# [PROBLEM TO SOLVE]
Filter the listing and keep only the lines with the word "React".

# [EXTRACTED MATERIAL]
* START *
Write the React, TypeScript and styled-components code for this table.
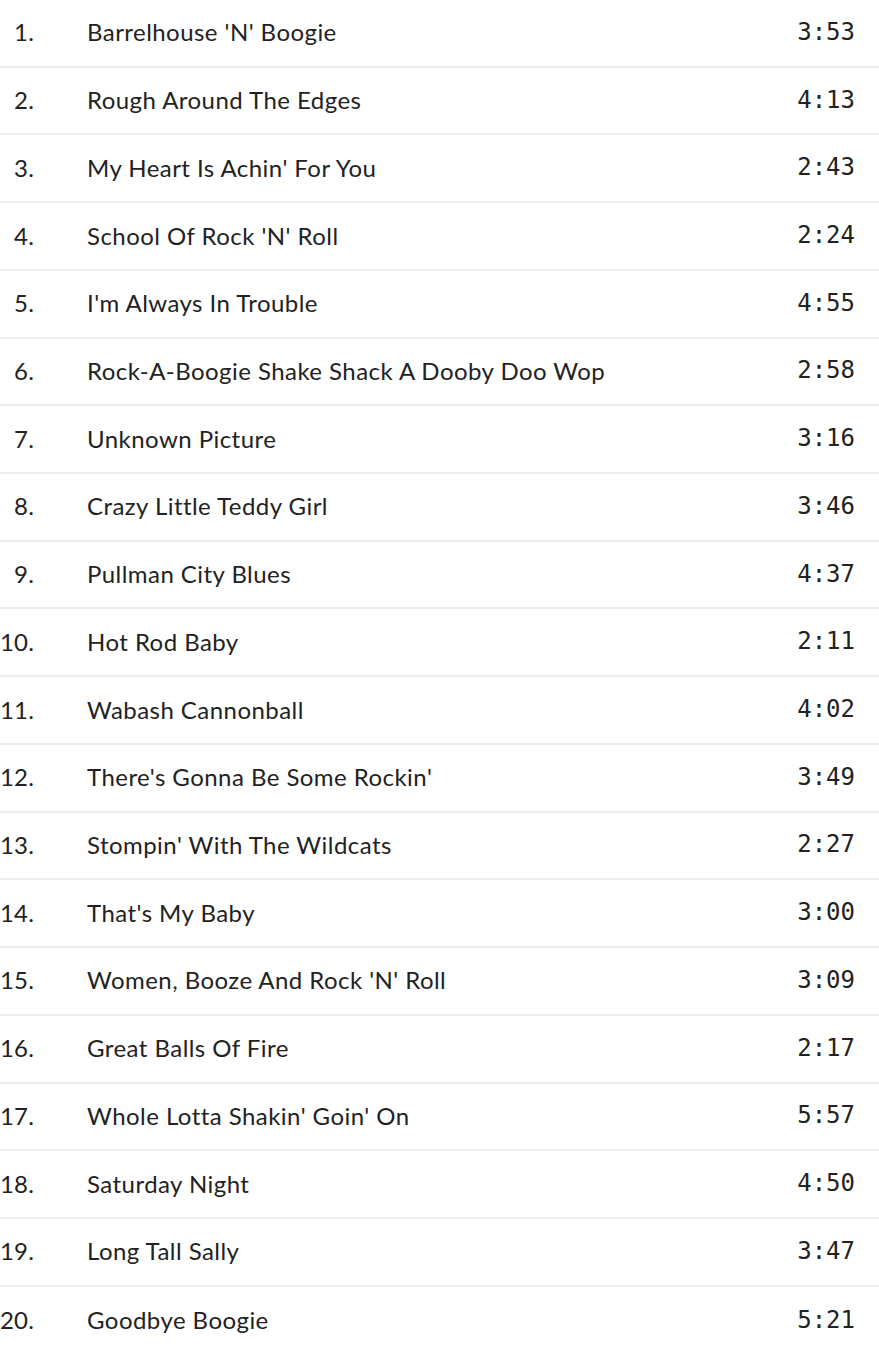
* END *
* START *
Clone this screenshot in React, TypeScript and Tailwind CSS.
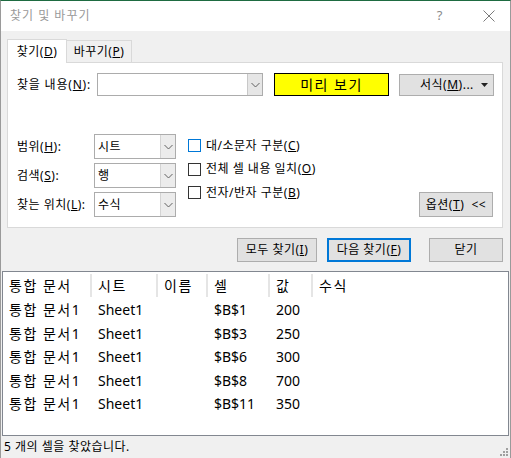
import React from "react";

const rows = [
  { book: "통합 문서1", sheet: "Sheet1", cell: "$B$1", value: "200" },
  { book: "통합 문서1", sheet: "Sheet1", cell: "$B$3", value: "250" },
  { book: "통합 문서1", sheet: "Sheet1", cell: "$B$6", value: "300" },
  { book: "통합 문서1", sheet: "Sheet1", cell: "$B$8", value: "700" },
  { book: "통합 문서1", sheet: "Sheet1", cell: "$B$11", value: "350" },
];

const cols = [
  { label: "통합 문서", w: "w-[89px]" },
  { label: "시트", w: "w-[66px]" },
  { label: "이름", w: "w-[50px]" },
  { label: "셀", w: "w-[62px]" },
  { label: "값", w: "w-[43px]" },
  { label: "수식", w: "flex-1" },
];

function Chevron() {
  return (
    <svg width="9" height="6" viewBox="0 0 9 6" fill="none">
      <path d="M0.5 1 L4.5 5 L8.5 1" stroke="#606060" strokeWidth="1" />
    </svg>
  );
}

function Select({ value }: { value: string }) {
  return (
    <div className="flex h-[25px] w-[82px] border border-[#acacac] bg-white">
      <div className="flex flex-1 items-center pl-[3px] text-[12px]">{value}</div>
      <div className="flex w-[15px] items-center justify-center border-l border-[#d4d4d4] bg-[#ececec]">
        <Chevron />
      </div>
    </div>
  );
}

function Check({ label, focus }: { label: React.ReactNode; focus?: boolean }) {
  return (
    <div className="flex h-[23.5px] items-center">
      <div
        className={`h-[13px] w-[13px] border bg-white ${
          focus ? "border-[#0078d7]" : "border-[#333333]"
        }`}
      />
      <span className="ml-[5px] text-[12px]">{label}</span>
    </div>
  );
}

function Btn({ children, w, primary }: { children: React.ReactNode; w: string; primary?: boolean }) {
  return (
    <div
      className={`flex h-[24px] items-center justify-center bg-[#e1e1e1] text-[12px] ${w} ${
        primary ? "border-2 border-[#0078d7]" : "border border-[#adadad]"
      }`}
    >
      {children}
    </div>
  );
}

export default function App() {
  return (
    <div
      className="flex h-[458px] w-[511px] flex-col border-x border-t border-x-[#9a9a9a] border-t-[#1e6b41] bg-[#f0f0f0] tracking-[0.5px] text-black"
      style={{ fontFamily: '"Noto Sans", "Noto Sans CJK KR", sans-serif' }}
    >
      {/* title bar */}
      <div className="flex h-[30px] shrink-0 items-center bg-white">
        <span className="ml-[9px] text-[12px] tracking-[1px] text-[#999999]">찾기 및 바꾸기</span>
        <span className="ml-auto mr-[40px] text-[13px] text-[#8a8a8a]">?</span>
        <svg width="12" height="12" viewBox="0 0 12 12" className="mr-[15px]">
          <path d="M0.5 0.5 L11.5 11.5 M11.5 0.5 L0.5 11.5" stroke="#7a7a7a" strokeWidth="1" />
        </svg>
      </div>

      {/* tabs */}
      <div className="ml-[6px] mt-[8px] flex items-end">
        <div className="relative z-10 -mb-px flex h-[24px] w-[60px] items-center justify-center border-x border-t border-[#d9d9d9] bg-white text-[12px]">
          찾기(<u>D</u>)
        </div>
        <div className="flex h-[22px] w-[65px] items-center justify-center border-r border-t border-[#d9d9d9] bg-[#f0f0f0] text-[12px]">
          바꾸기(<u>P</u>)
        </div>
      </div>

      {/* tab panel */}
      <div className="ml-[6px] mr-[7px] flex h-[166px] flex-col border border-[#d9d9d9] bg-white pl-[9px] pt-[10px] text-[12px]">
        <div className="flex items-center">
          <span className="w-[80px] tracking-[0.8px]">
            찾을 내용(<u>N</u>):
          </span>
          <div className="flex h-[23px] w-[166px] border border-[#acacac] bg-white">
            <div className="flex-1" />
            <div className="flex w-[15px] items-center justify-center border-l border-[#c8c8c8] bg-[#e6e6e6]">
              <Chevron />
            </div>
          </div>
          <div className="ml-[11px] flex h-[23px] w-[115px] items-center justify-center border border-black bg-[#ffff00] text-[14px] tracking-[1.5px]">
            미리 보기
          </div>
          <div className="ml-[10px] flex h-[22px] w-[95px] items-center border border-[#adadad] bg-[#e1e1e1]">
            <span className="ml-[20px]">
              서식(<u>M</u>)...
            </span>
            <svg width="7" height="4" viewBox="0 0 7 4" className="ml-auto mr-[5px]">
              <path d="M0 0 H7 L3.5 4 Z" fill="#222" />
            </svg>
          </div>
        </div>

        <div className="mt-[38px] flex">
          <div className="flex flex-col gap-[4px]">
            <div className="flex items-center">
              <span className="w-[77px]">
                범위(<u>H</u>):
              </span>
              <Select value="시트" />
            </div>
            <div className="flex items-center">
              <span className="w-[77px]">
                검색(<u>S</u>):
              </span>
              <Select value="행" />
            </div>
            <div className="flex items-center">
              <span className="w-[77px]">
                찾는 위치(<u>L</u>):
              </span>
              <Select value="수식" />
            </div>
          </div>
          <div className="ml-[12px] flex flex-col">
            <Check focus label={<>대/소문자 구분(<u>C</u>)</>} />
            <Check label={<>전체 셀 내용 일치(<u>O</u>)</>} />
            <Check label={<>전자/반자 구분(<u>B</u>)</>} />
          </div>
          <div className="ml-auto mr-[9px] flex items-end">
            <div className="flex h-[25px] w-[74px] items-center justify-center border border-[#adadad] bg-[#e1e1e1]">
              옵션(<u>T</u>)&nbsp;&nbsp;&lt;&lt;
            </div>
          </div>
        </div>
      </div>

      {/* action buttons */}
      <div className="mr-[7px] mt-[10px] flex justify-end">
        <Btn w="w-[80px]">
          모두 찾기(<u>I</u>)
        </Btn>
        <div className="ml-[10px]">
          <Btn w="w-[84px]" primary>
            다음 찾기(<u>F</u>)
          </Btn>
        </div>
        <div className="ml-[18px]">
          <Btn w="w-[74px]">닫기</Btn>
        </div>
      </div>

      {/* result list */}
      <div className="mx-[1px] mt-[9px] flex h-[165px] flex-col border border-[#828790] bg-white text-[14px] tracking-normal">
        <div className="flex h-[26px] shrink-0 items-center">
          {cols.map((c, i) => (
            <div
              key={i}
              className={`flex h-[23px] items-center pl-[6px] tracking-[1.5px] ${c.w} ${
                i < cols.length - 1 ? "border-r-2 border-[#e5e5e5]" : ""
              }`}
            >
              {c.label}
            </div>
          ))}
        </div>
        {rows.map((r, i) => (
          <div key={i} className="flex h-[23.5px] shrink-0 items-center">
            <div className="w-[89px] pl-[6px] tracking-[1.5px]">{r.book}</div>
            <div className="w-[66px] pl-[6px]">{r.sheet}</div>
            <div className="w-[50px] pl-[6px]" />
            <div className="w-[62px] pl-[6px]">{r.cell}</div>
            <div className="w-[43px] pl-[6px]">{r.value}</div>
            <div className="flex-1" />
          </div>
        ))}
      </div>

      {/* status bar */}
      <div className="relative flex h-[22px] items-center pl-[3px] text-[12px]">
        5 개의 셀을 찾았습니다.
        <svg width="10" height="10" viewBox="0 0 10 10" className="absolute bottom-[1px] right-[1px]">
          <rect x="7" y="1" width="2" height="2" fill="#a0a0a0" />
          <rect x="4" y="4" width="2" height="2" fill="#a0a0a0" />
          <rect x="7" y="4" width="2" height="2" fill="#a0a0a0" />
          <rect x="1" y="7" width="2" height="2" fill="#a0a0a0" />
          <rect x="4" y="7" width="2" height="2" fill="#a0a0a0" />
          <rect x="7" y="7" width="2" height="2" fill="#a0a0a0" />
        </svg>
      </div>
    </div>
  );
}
* END *
* START *
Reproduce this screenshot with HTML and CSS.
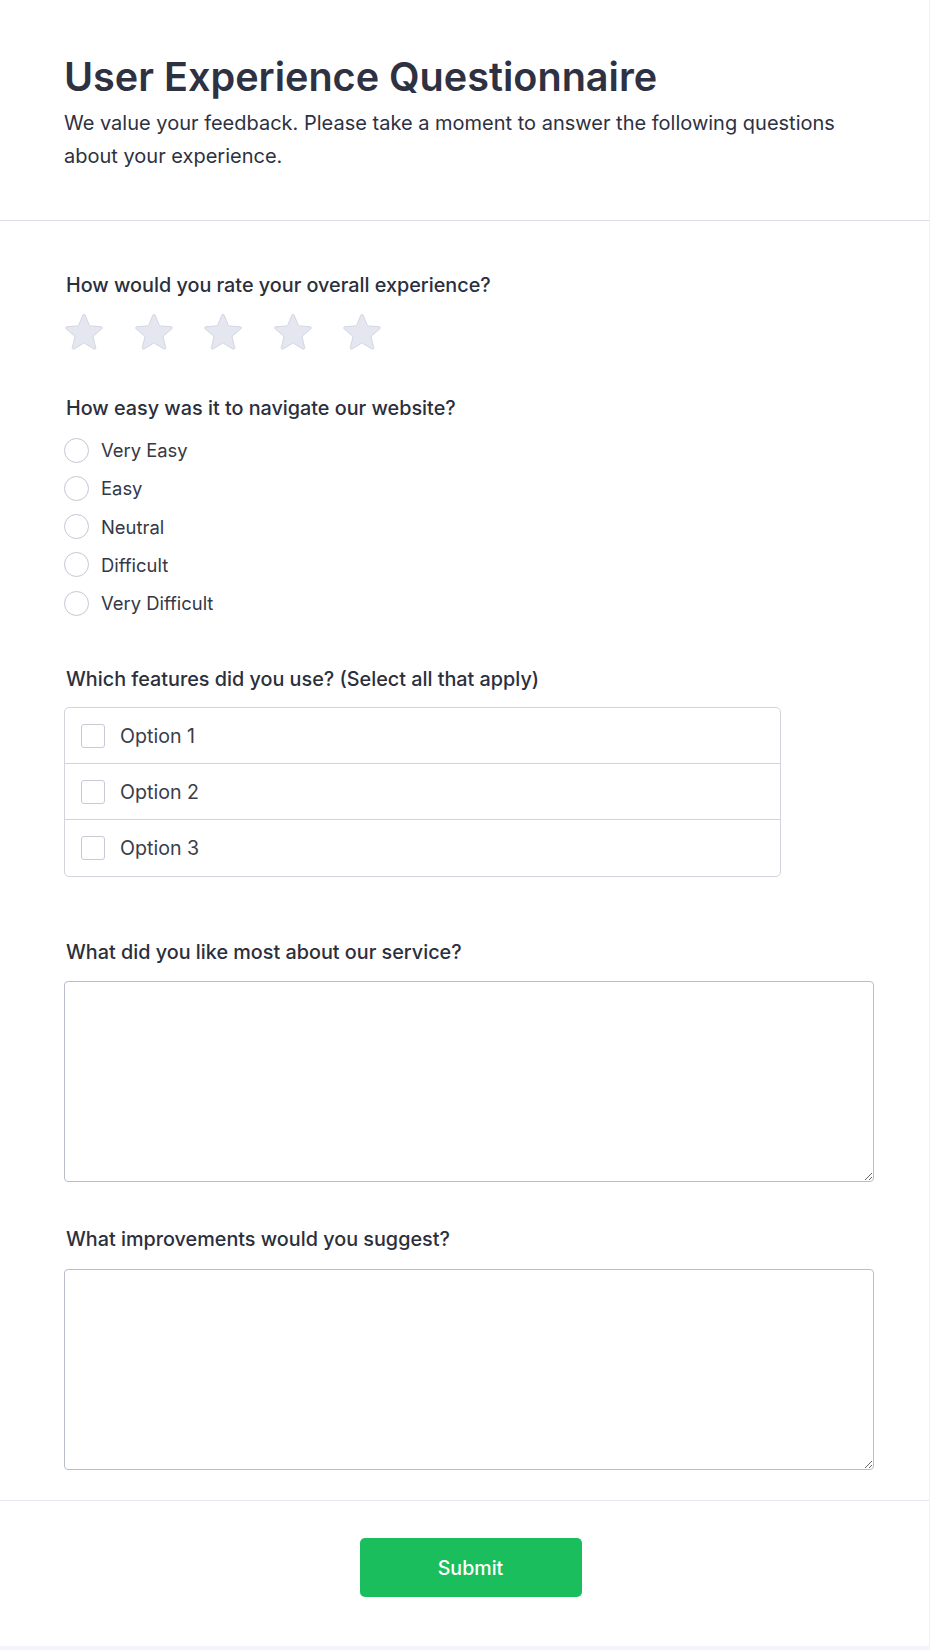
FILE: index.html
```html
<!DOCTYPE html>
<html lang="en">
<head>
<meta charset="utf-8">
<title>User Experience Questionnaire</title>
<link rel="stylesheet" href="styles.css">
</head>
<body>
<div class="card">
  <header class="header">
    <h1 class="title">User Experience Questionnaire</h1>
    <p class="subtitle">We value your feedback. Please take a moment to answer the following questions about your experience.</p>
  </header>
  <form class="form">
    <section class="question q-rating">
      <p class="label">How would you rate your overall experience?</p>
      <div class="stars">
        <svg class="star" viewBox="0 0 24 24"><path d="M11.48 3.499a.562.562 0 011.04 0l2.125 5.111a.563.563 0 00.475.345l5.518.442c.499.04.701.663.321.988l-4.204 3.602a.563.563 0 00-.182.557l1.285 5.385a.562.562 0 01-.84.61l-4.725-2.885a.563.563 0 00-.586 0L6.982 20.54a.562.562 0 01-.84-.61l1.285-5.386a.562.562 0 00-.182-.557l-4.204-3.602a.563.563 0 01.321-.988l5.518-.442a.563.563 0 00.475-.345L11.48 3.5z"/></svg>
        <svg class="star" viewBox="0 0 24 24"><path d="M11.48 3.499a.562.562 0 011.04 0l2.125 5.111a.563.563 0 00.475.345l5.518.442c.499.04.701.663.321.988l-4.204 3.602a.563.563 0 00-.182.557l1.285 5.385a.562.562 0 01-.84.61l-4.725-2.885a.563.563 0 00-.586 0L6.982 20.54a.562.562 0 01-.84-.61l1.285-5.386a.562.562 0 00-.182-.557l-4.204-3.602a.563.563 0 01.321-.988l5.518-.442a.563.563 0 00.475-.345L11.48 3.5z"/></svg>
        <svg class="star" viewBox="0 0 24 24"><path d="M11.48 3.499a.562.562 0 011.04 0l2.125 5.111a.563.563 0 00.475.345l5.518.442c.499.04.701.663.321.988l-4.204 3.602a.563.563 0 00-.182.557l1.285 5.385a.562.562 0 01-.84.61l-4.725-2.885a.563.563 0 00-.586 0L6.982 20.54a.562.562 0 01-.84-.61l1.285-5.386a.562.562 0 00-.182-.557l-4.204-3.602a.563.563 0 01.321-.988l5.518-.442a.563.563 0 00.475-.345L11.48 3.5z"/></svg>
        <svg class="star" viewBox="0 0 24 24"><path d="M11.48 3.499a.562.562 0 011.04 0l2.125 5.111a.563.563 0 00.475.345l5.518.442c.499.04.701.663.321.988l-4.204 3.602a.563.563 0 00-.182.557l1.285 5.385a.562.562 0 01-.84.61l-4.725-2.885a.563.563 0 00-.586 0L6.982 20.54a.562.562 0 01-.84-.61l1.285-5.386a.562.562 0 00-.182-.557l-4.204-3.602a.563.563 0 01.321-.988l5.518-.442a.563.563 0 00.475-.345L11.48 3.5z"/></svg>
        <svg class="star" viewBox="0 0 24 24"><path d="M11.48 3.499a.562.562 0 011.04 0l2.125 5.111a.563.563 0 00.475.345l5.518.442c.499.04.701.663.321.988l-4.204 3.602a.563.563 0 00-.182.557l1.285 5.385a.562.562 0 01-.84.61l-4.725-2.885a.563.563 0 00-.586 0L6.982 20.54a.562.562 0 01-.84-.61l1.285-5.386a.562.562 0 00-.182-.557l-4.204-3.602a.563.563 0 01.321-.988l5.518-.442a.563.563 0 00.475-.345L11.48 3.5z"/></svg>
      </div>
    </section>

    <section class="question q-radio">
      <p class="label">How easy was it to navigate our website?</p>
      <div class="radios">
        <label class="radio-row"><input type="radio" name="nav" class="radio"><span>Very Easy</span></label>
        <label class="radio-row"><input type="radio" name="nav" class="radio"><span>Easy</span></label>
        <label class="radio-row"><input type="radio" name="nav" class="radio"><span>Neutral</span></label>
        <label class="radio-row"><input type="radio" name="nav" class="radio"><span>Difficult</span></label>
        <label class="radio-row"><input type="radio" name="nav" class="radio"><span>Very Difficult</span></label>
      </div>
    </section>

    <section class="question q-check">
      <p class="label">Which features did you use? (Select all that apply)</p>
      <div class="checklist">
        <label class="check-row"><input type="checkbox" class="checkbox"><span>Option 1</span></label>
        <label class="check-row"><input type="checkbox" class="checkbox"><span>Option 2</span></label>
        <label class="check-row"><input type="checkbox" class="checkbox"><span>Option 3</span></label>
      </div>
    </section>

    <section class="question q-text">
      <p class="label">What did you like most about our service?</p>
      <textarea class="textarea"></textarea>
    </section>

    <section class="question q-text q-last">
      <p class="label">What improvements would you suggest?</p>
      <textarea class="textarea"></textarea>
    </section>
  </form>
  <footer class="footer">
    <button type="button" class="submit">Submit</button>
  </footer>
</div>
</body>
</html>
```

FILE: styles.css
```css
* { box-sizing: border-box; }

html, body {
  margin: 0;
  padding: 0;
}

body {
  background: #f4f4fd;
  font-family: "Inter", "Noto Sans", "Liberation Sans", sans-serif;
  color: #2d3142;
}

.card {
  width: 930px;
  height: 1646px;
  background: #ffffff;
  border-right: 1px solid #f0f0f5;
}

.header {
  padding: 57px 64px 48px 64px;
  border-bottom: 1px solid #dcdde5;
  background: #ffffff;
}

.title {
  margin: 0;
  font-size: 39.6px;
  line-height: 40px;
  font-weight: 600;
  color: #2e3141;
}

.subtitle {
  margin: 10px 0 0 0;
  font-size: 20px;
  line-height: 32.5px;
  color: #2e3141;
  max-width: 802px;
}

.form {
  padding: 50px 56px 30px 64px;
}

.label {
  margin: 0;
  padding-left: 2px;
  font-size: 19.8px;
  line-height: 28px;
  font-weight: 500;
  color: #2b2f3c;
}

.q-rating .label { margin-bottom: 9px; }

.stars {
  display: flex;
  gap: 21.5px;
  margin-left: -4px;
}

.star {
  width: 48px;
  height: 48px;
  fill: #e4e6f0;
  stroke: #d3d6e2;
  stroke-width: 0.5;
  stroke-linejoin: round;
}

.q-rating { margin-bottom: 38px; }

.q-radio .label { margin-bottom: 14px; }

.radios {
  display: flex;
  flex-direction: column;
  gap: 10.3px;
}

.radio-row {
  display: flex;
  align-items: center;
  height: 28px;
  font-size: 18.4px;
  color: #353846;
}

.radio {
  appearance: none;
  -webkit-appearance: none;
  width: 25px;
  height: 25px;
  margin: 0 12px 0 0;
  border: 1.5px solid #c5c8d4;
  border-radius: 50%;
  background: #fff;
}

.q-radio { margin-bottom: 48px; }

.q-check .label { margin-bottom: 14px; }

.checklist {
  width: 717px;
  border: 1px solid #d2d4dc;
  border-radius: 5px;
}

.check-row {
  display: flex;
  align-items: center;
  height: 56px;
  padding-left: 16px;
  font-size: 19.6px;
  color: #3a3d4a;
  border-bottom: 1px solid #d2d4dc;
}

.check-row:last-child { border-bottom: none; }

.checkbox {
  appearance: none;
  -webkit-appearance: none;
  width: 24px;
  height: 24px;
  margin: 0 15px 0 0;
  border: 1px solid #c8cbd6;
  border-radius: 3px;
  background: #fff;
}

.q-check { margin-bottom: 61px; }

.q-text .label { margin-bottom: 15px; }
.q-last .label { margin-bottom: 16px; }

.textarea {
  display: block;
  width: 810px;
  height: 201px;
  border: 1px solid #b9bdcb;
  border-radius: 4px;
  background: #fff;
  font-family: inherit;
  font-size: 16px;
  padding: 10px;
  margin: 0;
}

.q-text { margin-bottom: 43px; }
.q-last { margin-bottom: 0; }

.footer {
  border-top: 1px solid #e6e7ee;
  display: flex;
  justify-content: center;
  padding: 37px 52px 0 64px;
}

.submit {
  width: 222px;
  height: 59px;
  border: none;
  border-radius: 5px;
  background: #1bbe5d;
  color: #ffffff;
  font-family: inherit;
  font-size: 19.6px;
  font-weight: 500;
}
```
* END *
# [OUTPUT BELOW]
Write the React, TypeScript and styled-components code for this table.
Clone this screenshot in React, TypeScript and Tailwind CSS.
import React from "react";
function Check({ label, focus }: { label: React.ReactNode; focus?: boolean }) {
function Btn({ children, w, primary }: { children: React.ReactNode; w: string; primary?: boolean }) {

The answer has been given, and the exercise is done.